▶ SUPPLIED INFORMATION
○ ○ ○ ○ ○

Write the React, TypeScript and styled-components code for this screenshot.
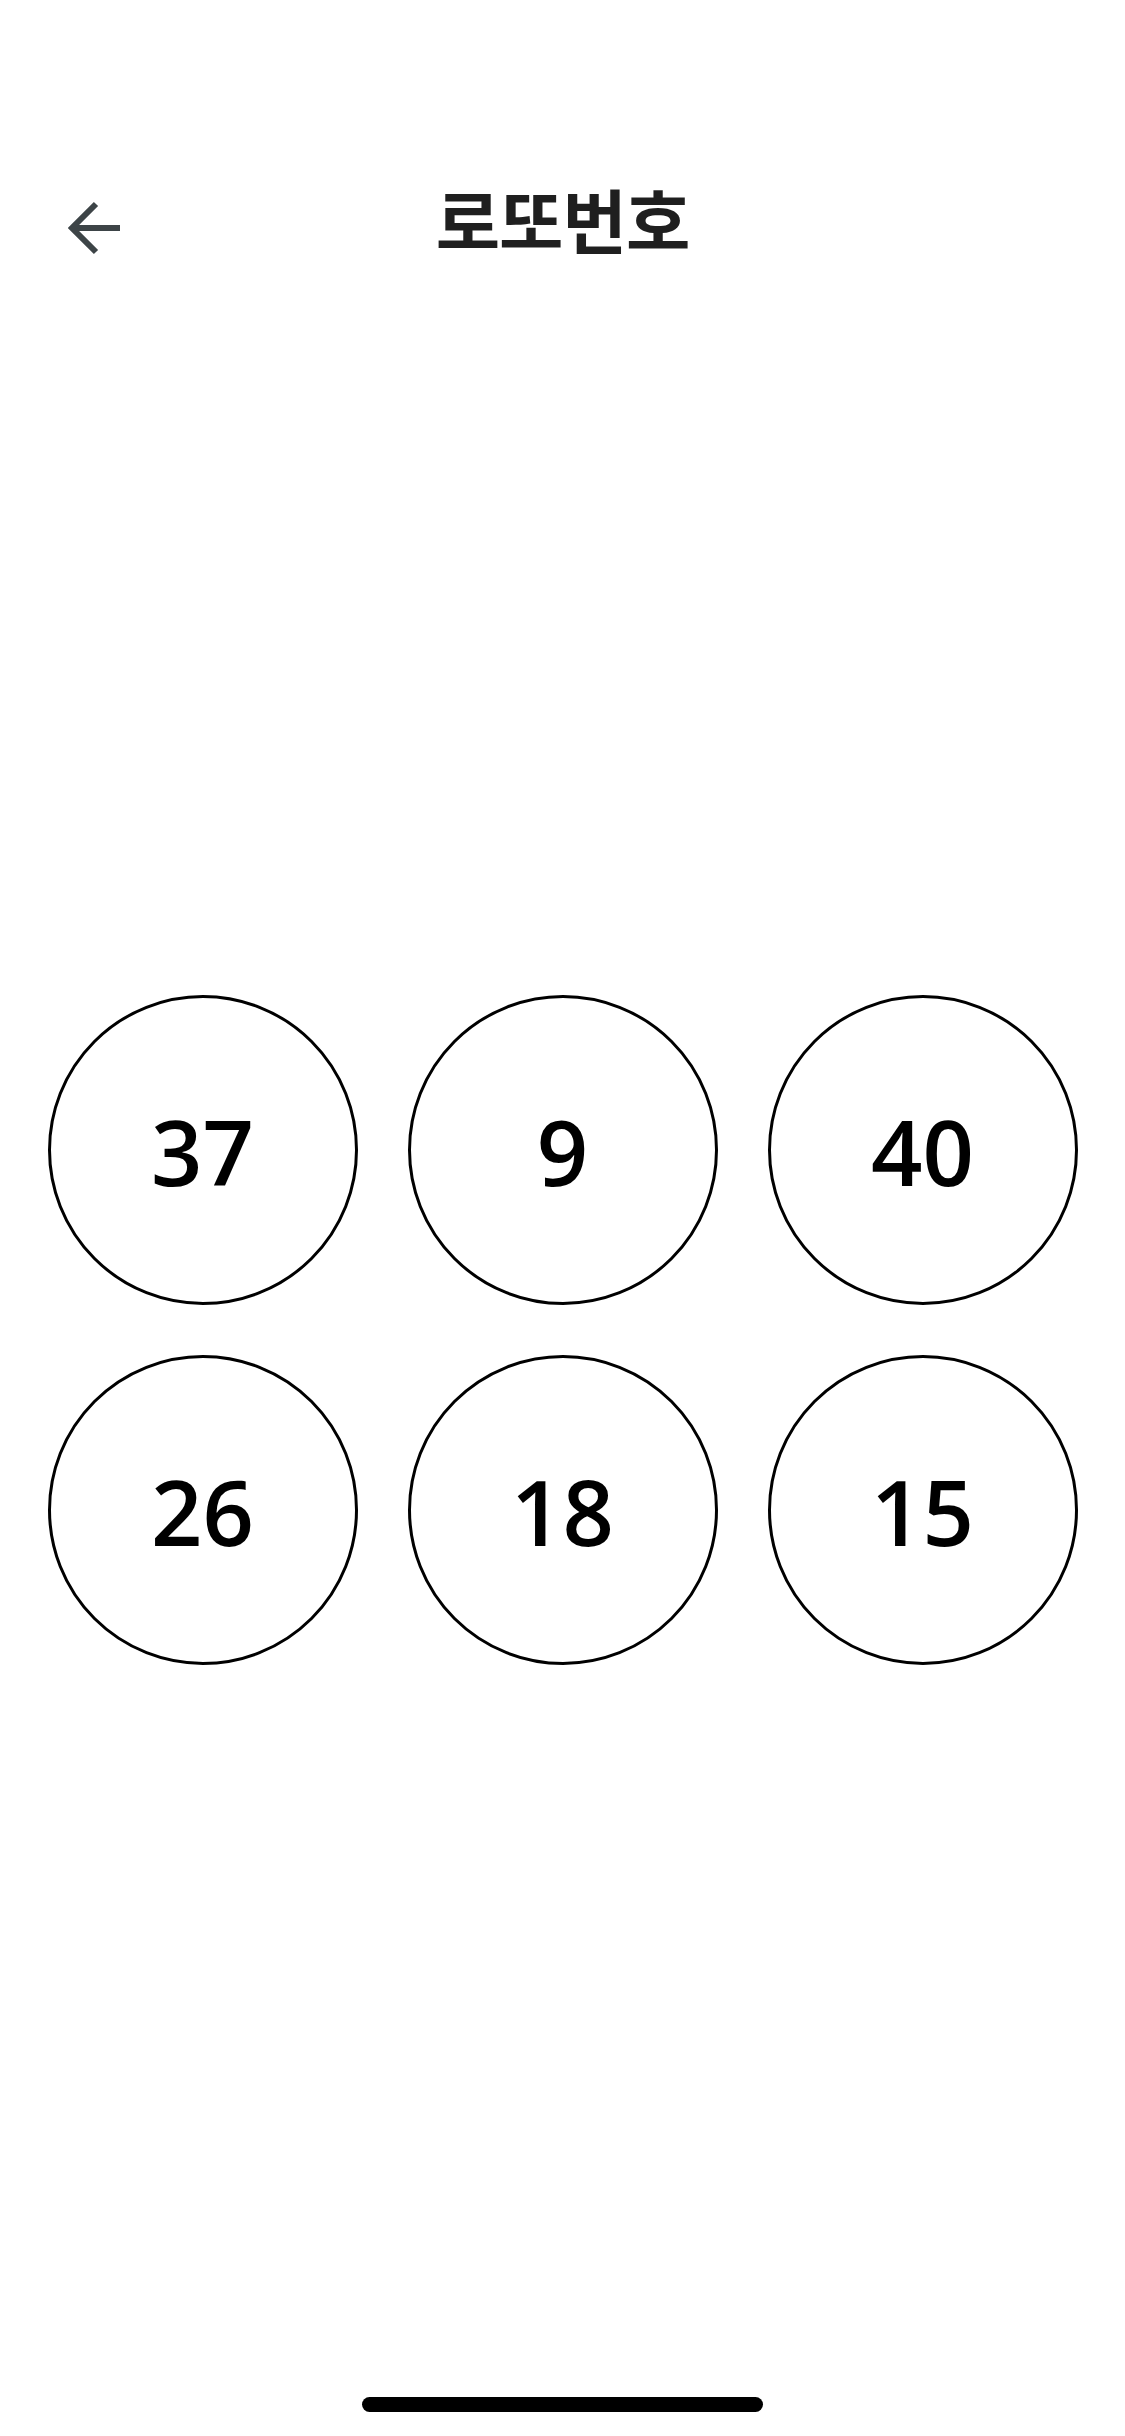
import styled, { createGlobalStyle } from "styled-components";

const GlobalStyle = createGlobalStyle`
    html, body {
        margin: 0;
        padding: 0;
        background: #ffffff;
    }
    * {
        box-sizing: border-box;
    }
`;

const Screen = styled.div`
    min-height: 100vh;
    display: flex;
    flex-direction: column;
    background: #ffffff;
    font-family: "Noto Sans", "Noto Sans CJK KR", sans-serif;
`;

const Header = styled.header`
    display: grid;
    grid-template-columns: 1fr auto 1fr;
    align-items: center;
    height: 120px;
    margin-top: 168px;
    padding: 0 68px;
`;

const BackButton = styled.button`
    justify-self: start;
    display: flex;
    align-items: center;
    justify-content: center;
    width: 56px;
    height: 56px;
    padding: 0;
    border: none;
    background: transparent;
    color: #3d4447;
    cursor: pointer;
`;

const Title = styled.h1`
    margin: 0 0 18px;
    font-family: "Noto Sans CJK KR", sans-serif;
    font-size: 70px;
    font-weight: 700;
    letter-spacing: -1px;
    line-height: 1;
    color: #1f1f1f;
`;

const Balls = styled.main`
    display: grid;
    grid-template-columns: repeat(3, 310px);
    gap: 50px;
    justify-content: center;
    margin-top: 707px;
`;

const Ball = styled.div`
    display: flex;
    align-items: center;
    justify-content: center;
    width: 310px;
    height: 310px;
    border: 3px solid #000000;
    border-radius: 50%;
    padding-top: 2px;
    font-family: "Open Sans", "Noto Sans", sans-serif;
    font-size: 90px;
    font-weight: 600;
    line-height: 1;
    color: #000000;
`;

const Spacer = styled.div`
    flex: 1;
`;

const HomeIndicator = styled.div`
    align-self: center;
    width: 401px;
    height: 15px;
    margin-bottom: 24px;
    border-radius: 8px;
    background: #000000;
`;

const numbers = [37, 9, 40, 26, 18, 15];

function BackArrow() {
    return (
        <svg width="56" height="56" viewBox="0 0 56 56" fill="none">
            <path
                d="M28 4 L4 28 L28 52 M4 28 H52"
                stroke="currentColor"
                strokeWidth="6"
                strokeLinecap="butt"
                strokeLinejoin="miter"
            />
        </svg>
    );
}

export default function App() {
    return (
        <>
            <GlobalStyle />
            <Screen>
                <Header>
                    <BackButton type="button" aria-label="뒤로">
                        <BackArrow />
                    </BackButton>
                    <Title>로또번호</Title>
                    <div />
                </Header>

                <Balls>
                    {numbers.map((n, i) => (
                        <Ball key={i}>{n}</Ball>
                    ))}
                </Balls>

                <Spacer />
                <HomeIndicator />
            </Screen>
        </>
    );
}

○ ○ ○ ○ ○

▶ REQUIREMENT
From the data above, copy each line where the string "components" appears.

▶ EXERCISE SOLUTION
Write the React, TypeScript and styled-components code for this screenshot.
import styled, { createGlobalStyle } from "styled-components";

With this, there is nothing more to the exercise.